A Distiller's Note on Bitter Drinks
The Negroni is the drink I point people toward when they say they only like sweet cocktails, because it is the clearest lesson in how bitterness works. Bitter is not the opposite of enjoyable. Bitter is what keeps a drink from fatiguing you, the thing that makes you want the next sip instead of feeling like you have had enough after two.
A well-made Negroni is bracing at first and then genuinely moreish, and that shift usually converts people who thought they hated bitter drinks. It is also a fantastic showcase for gin, because the botanicals have to stand up to Campari and vermouth and still be heard. If a gin can hold its own in a Negroni, it can hold its own anywhere.

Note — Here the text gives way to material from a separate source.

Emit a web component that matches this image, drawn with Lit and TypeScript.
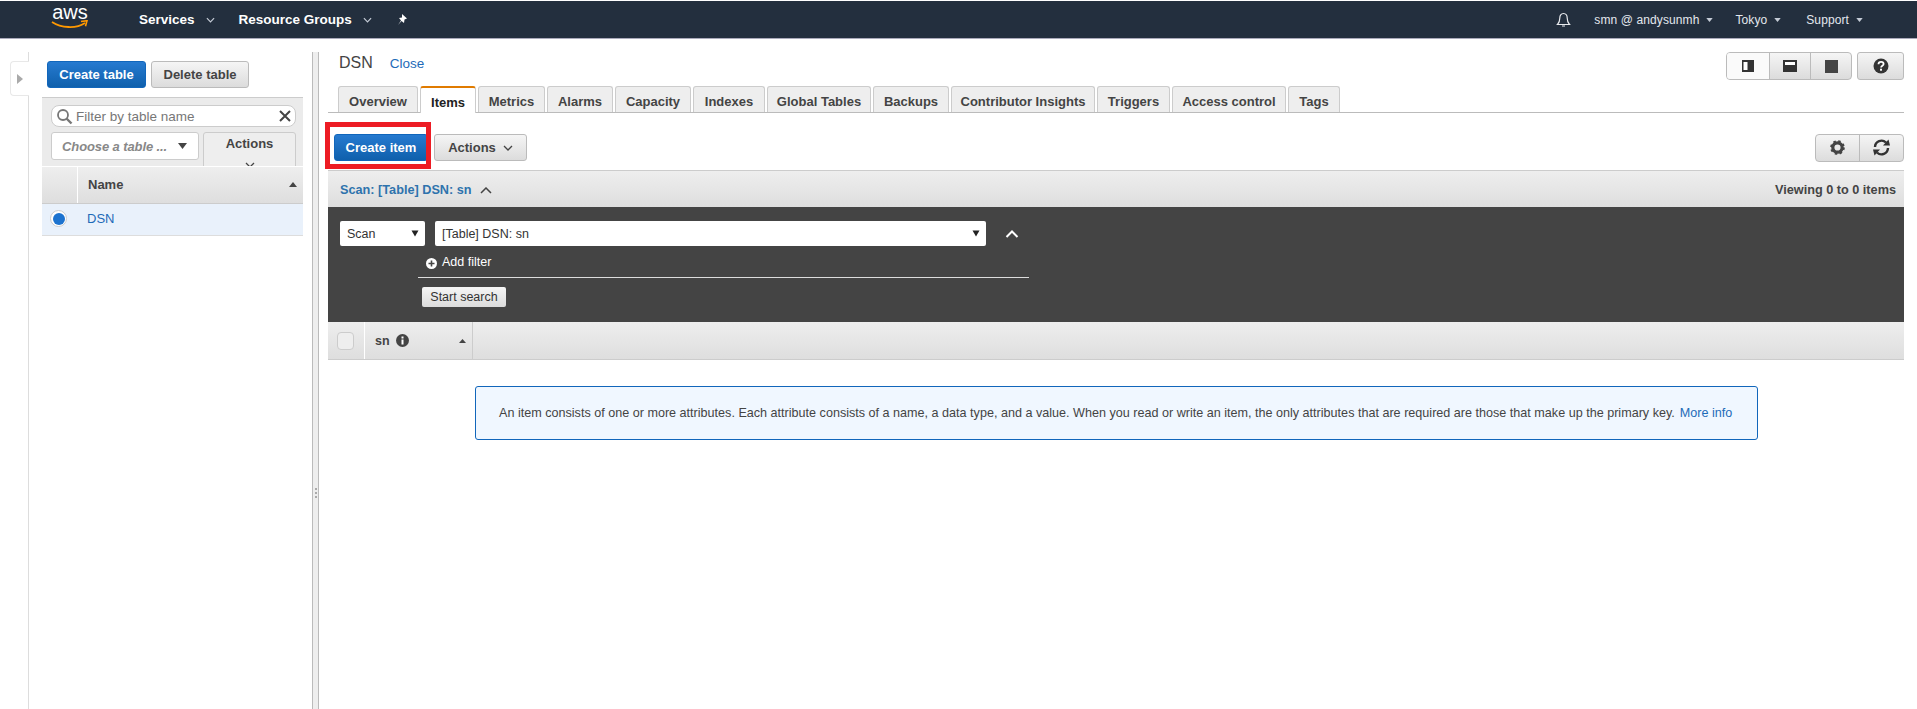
import { LitElement, html, css } from "lit";
import { customElement } from "lit/decorators.js";

const chev = (c = "#444", w = 10) => html`<svg class="chev" width="${w}" height="6" viewBox="0 0 10 6"><path d="M1 1l4 4 4-4" fill="none" stroke="${c}" stroke-width="1.3"/></svg>`;
const caret = html`<svg class="caret" width="7" height="4" viewBox="0 0 8 5"><path d="M0 0h8L4 5z" fill="#c5ccd6"/></svg>`;
const blackCaret = html`<svg class="bc" width="8" height="7" viewBox="0 0 8 7"><path d="M0.5 0.5h7L4 6.5z" fill="#222"/></svg>`;
const TABS: [string, number][] = [["Overview",80],["Items",56],["Metrics",67],["Alarms",66],["Capacity",76],["Indexes",72],["Global Tables",104],["Backups",76],["Contributor Insights",144],["Triggers",73],["Access control",114],["Tags",52]];

@customElement("app-root")
export class AppRoot extends LitElement {
  static styles = css`
    :host { display:block; width:100%; height:709px; background:#fff; overflow:hidden; font-family:"Liberation Sans",Arial,sans-serif; font-size:13px; color:#444; position:relative; }
    * { box-sizing:border-box; }
    .nav { margin-top:1px; height:38px; background:#232f3e; border-bottom:1px solid #aab; display:flex; align-items:center; color:#fff; font-weight:700; font-size:13.5px; padding-left:51px; }
    .logo { width:38px; height:26px; display:flex; flex-direction:column; align-items:center; margin-right:50px; margin-top:-5px; }
    .logo span { font-weight:400; font-size:20px; line-height:17px; }
    .logo svg { margin-top:-1px; }
    .navitem { display:flex; align-items:center; gap:11px; margin-right:24px; }
    .pin { margin-left:0; }
    .spacer { flex:1; }
    .right { display:flex; align-items:center; font-weight:400; font-size:12px; color:#e4e8ee; padding-right:54px; }
    .right .r { display:flex; align-items:center; gap:7px; margin-left:22px; letter-spacing:.1px; }
    .right .r.sup { margin-left:25px; }
    .right svg.bell { margin-right:1px; }
    .main { display:flex; height:670px; }
    .rail { width:29px; margin-top:13px; border-right:1px solid #ddd; position:relative; flex:none; }
    .railtab { position:absolute; left:10px; top:9px; width:19px; height:35px; background:#fff; border:1px solid #e8e8e8; border-right:none; border-radius:4px 0 0 4px; display:flex; align-items:center; justify-content:center; }
    .left { width:283px; flex:none; padding-top:22px; }
    .left-btns { display:flex; gap:5px; padding-left:18px; height:27px; }
    .btn { height:27px; border-radius:3px; border:1px solid #bbb; background:linear-gradient(#f5f5f5,#dcdcdc); display:flex; align-items:center; justify-content:center; font-weight:700; font-size:13px; color:#444; gap:7px; flex:none; }
    .btn.primary { background:linear-gradient(#267ad0,#0f60ac); border-color:#1166bb; color:#fff; }
    .ct { width:99px; } .dt { width:98px; }
    .tool { margin:9px 9px 0 13px; height:69px; border-top:1px solid #ccc; background:#ebebeb; overflow:hidden; padding:7px 7px 0 9px; }
    .filter { height:22px; background:#fff; border:1px solid #ccc; border-radius:8px; display:flex; align-items:center; padding:0 4px 0 4px; gap:3px; color:#777; font-size:13.5px; }
    .filter .t { flex:1; }
    .tool-row { display:flex; gap:4px; margin-top:5px; }
    .choose { width:148px; height:28px; background:#fff; border:1px solid #ccc; border-radius:3px; display:flex; align-items:center; justify-content:space-between; padding:0 11px 0 10px; font-style:italic; font-weight:700; color:#888; font-size:13px; letter-spacing:-.1px; }
    .choose svg { flex:none; }
    .lact { width:93px; height:44px; background:#eee; border:1px solid #ccc; border-radius:3px; display:flex; flex-direction:column; align-items:center; padding-top:3px; font-weight:700; font-size:13px; gap:11px; }
    .lth { margin:0 9px 0 13px; height:38px; display:flex; background:linear-gradient(#eeeeee,#dedede); border-bottom:1px solid #ccc; border-top:1px solid #fff; font-weight:700; }
    .lth .c0 { width:36px; border-right:1px solid #fff; }
    .lth .c1 { flex:1; display:flex; align-items:center; justify-content:space-between; padding:0 6px 2px 10px; }
    .lrow { margin:0 9px 0 13px; height:32px; background:#e9f1fb; border-bottom:1px solid #ddd; display:flex; align-items:center; padding:0 0 2px 8px; color:#1e6bb8; font-size:13px; }
    .radio { width:17px; height:17px; border-radius:50%; background:#fff; border:1px solid #ccc; display:flex; align-items:center; justify-content:center; margin-right:20px; }
    .radio i { width:12px; height:12px; border-radius:50%; background:#1d73cf; display:block; }
    .split { width:7px; flex:none; margin-top:13px; background:#eee; border-left:1px solid #bbb; border-right:1px solid #bbb; display:flex; flex-direction:column; align-items:center; justify-content:center; gap:2px; padding-top:224px; }
    .split i { width:2px; height:2px; background:#aaa; display:block; }
    .pane { flex:1; padding:13px 13px 0 9px; min-width:0; position:relative; }
    .title { height:35px; display:flex; align-items:flex-start; padding-left:11px; }
    .title .d { font-size:16px; margin-top:2px; }
    .title a { color:#1e6bb8; font-size:13.5px; margin:4px 0 0 17px; }
    .title .sp { flex:1; }
    .seg { display:flex; height:28px; border:1px solid #bbb; border-radius:4px; overflow:hidden; margin-right:5px; background:linear-gradient(#f5f5f5,#dcdcdc); }
    .seg div { display:flex; align-items:center; justify-content:center; border-left:1px solid #bbb; }
    .seg div:first-child { border-left:none; }
    .seg .a { background:#fafafa; }
    .w41 { width:42px; } .w41b { width:41px; }
    .help { width:47px; height:28px; padding:0; }
    .tabs { display:flex; height:26px; border-bottom:1px solid #bbb; padding-left:10px; gap:2px; align-items:flex-end; }
    .tab { height:26px; display:flex; align-items:center; justify-content:center; background:#eee; border:1px solid #ccc; border-bottom:none; border-radius:3px 3px 0 0; font-weight:700; font-size:13px; color:#444; padding-top:3px; white-space:nowrap; flex:none; }
    .tab.on { background:#fff; color:#222; border-top:2px solid #e07b00; height:27px; margin-bottom:-1px; }
    .bar { display:flex; align-items:center; height:57px; padding:12px 0 0 6px; gap:6px; }
    .bar .sp { flex:1; }
    .ci { width:94px; }
    .ac { width:93px; }
    .seg.seg2 { height:28px; width:89px; margin-right:0; }
    .seg2 div { flex:1; }
    .band { height:37px; border-top:1px solid #ccc; background:linear-gradient(#eeeeee,#dedede); display:flex; align-items:center; padding:2px 8px 0 12px; font-weight:700; justify-content:space-between; font-size:12.7px; }
    .band .s { color:#2e73ad; display:flex; align-items:center; gap:8px; font-size:12.7px; }
    .dark { height:115px; background:#444; padding-top:14px; }
    .row1 { display:flex; padding-left:12px; align-items:center; }
    .sel { height:25px; background:#fff; border-radius:2px; display:flex; align-items:center; justify-content:space-between; padding:0 6px 0 7px; font-size:12.5px; color:#333; }
    .s1 { width:85px; margin-right:10px; }
    .s2 { width:551px; margin-right:19px; }
    .add { margin:9px 0 0 90px; padding-left:8px; width:611px; height:23px; border-bottom:1px solid #ddd; color:#fff; display:flex; align-items:flex-start; gap:5px; font-size:12.5px; font-weight:400; }
    .add svg { margin-top:3px; }
    .start { margin:9px 0 0 94px; width:84px; height:20px; background:linear-gradient(#f5f5f5,#dcdcdc); border-radius:2px; color:#333; display:flex; align-items:center; justify-content:center; font-size:12.5px; }
    .th { height:38px; display:flex; background:linear-gradient(#eeeeee,#dedede); border-bottom:1px solid #ccc; font-weight:700; font-size:12.5px; }
    .th .c0 { width:37px; border-right:1px solid #fff; display:flex; align-items:center; padding-left:9px; }
    .cb { width:17px; height:18px; border:1px solid #ccc; border-radius:4px; background:#eee; }
    .th .c1 { width:108px; border-right:1px solid #ccc; display:flex; align-items:center; padding:0 6px 0 10px; gap:6px; }
    .th .c1 .g { flex:1; }
    .info { margin:26px 146px 0 147px; height:54px; border:1px solid #1166bb; border-radius:3px; background:#f0f7ff; display:flex; align-items:center; padding-left:23px; font-size:12.6px; color:#444; white-space:nowrap; }
    .info a { color:#1e6bb8; margin-left:5px; }
    .red { position:absolute; left:6px; top:83px; width:106px; height:47px; border:5px solid #ed1c24; pointer-events:none; }
  `;
  render() {
    return html`
      <div class="nav">
        <div class="logo"><span>aws</span><svg width="38" height="10" viewBox="0 0 38 10"><path d="M1 2c9 6 24 7 33 1" fill="none" stroke="#f90" stroke-width="1.8"/><path d="M30 1.500l6-.8-1.500 5.500" fill="none" stroke="#f90" stroke-width="1.6"/></svg></div>
        <div class="navitem">Services ${chev("#c5ccd6", 9)}</div>
        <div class="navitem">Resource Groups ${chev("#c5ccd6", 9)}</div>
        <svg class="pin" width="12" height="12" viewBox="0 0 12 12"><path d="M6 0l5 4.500-2.500 1-.5 3.500L5.500 7 2 11l3-4.500L3 4l3-.5z" fill="#fff"/></svg>
        <div class="spacer"></div>
        <div class="right">
          <svg class="bell" width="15" height="16" viewBox="0 0 15 16"><path d="M7.500 1.500c-2.600 0-3.700 2-3.700 4.500 0 3-.8 5-2.300 6.500h12C12 11 11.200 9 11.200 6c0-2.500-1.100-4.500-3.700-4.500zM6 14h3" fill="none" stroke="#e8eaee" stroke-width="1.2"/></svg>
          <div class="r">smn @ andysunmh ${caret}</div>
          <div class="r">Tokyo ${caret}</div>
          <div class="r sup">Support ${caret}</div>
        </div>
      </div>
      <div class="main">
        <div class="rail"><div class="railtab"><svg width="6" height="10" viewBox="0 0 6 10"><path d="M0 0l6 5-6 5z" fill="#aaa"/></svg></div></div>
        <div class="left">
          <div class="left-btns"><div class="btn primary ct">Create table</div><div class="btn dt">Delete table</div></div>
          <div class="tool">
            <div class="filter">
              <svg width="17" height="17" viewBox="0 0 17 17"><circle cx="7" cy="7" r="5" fill="none" stroke="#777" stroke-width="1.8"/><path d="M10.500 10.500l5 5" stroke="#777" stroke-width="2.4"/></svg>
              <span class="t">Filter by table name</span>
              <svg width="12" height="12" viewBox="0 0 12 12"><path d="M1 1l10 10M11 1L1 11" stroke="#444" stroke-width="2"/></svg>
            </div>
            <div class="tool-row">
              <div class="choose"><span>Choose a table ...</span><svg width="9" height="6" viewBox="0 0 9 6"><path d="M0 0h9L4.500 6z" fill="#444"/></svg></div>
              <div class="lact">Actions ${chev()}</div>
            </div>
          </div>
          <div class="lth"><div class="c0"></div><div class="c1">Name <svg width="8" height="5" viewBox="0 0 8 5"><path d="M0 5h8L4 0z" fill="#444"/></svg></div></div>
          <div class="lrow"><span class="radio"><i></i></span>DSN</div>
        </div>
        <div class="split"><i></i><i></i><i></i></div>
        <div class="pane">
          <div class="title">
            <span class="d">DSN</span><a>Close</a><span class="sp"></span>
            <div class="seg">
              <div class="a w41"><svg width="12" height="12" viewBox="0 0 12 12"><rect width="12" height="12" fill="#333"/><rect x="1.500" y="2" width="4" height="8" fill="#fff"/></svg></div>
              <div class="w41b"><svg width="14" height="12" viewBox="0 0 14 12"><rect width="14" height="12" fill="#333"/><rect x="2" y="2" width="10" height="3" fill="#fff"/></svg></div>
              <div class="w41b"><svg width="13" height="13" viewBox="0 0 13 13"><rect width="13" height="13" fill="#444"/></svg></div>
            </div>
            <div class="btn help"><svg width="16" height="16" viewBox="0 0 16 16"><circle cx="8" cy="8" r="7.500" fill="#333"/><path d="M5.500 6.200c0-1.500 1.100-2.300 2.600-2.300s2.500.8 2.500 2.100c0 1.800-2.500 1.700-2.500 3.500" fill="none" stroke="#fff" stroke-width="1.8"/><rect x="7" y="10.700" width="2" height="2" fill="#fff"/></svg></div>
          </div>
          <div class="tabs">${TABS.map(([t, w]) => html`<div class="tab ${t === "Items" ? "on" : ""}" style="width:${w}px">${t}</div>`)}</div>
          <div class="bar">
            <div class="btn primary ci">Create item</div>
            <div class="btn ac">Actions ${chev()}</div>
            <span class="sp"></span>
            <div class="seg seg2">
              <div><svg width="15" height="15" viewBox="0 0 16 16"><circle cx="8" cy="8" r="5" fill="none" stroke="#444" stroke-width="3.4"/><circle cx="8" cy="8" r="6.600" fill="none" stroke="#444" stroke-width="2.4" stroke-dasharray="2.600 2.580"/></svg></div>
              <div><svg width="19" height="17" viewBox="0 0 19 17"><path d="M3 8a6.500 6.500 0 0 1 11-4.500" fill="none" stroke="#333" stroke-width="2.4"/><path d="M11 6.500h7l-1.500-6z" fill="#333"/><path d="M16 9a6.500 6.500 0 0 1-11 4.500" fill="none" stroke="#333" stroke-width="2.4"/><path d="M8 10.500H1l1.500 6z" fill="#333"/></svg></div>
            </div>
          </div>
          <div class="band"><span class="s">Scan: [Table] DSN: sn <svg width="12" height="7" viewBox="0 0 12 7"><path d="M1 6l5-5 5 5" fill="none" stroke="#444" stroke-width="1.5"/></svg></span><span>Viewing 0 to 0 items</span></div>
          <div class="dark">
            <div class="row1">
              <div class="sel s1">Scan ${blackCaret}</div>
              <div class="sel s2">[Table] DSN: sn ${blackCaret}</div>
              <svg width="14" height="8" viewBox="0 0 14 8"><path d="M1.500 7L7 1.500 12.500 7" fill="none" stroke="#fff" stroke-width="2"/></svg>
            </div>
            <div class="add"><svg width="11" height="11" viewBox="0 0 11 11"><circle cx="5.500" cy="5.500" r="5.500" fill="#fff"/><path d="M5.500 2.500v6M2.500 5.500h6" stroke="#444" stroke-width="1.6"/></svg>Add filter</div>
            <div class="start">Start search</div>
          </div>
          <div class="th">
            <div class="c0"><div class="cb"></div></div>
            <div class="c1">sn <svg width="13" height="13" viewBox="0 0 13 13"><circle cx="6.500" cy="6.500" r="6.500" fill="#444"/><rect x="5.500" y="5.500" width="2" height="5" fill="#fff"/><rect x="5.500" y="2.500" width="2" height="2" fill="#fff"/></svg><span class="g"></span><svg width="7" height="4" viewBox="0 0 7 4"><path d="M0 4h7L3.500 0z" fill="#444"/></svg></div>
          </div>
          <div class="info">An item consists of one or more attributes. Each attribute consists of a name, a data type, and a value. When you read or write an item, the only attributes that are required are those that make up the primary key. <a>More info</a></div>
          <div class="red" aria-hidden="true"></div>
        </div>
      </div>
    `;
  }
}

"The Negroni is three ingredients and a stir, which means there is no technique to blame. If it drinks harsh, it is your gin or your vermouth, not your bartending. That honesty is why every bartender respects it." Phil Ejzak, Head Distiller, Armen's Barrels
FAQ
What is the ratio for a Negroni?
Equal parts, one to one to one: one ounce each of gin, Campari, and sweet red vermouth. It is one of the easiest classic cocktails to remember for exactly that reason.
Do you shake or stir a Negroni?
Stir it. There is nothing in a Negroni that needs aeration, and shaking would only cloud the drink. Stir over ice and strain, or build it directly in the glass over a large cube.
What gin is best for a Negroni?
A classic juniper-forward gin gives a traditional, sharp Negroni, while a softer or citrus-forward gin gives a rounder one. Because gin is a full third of the drink, the choice noticeably changes the result.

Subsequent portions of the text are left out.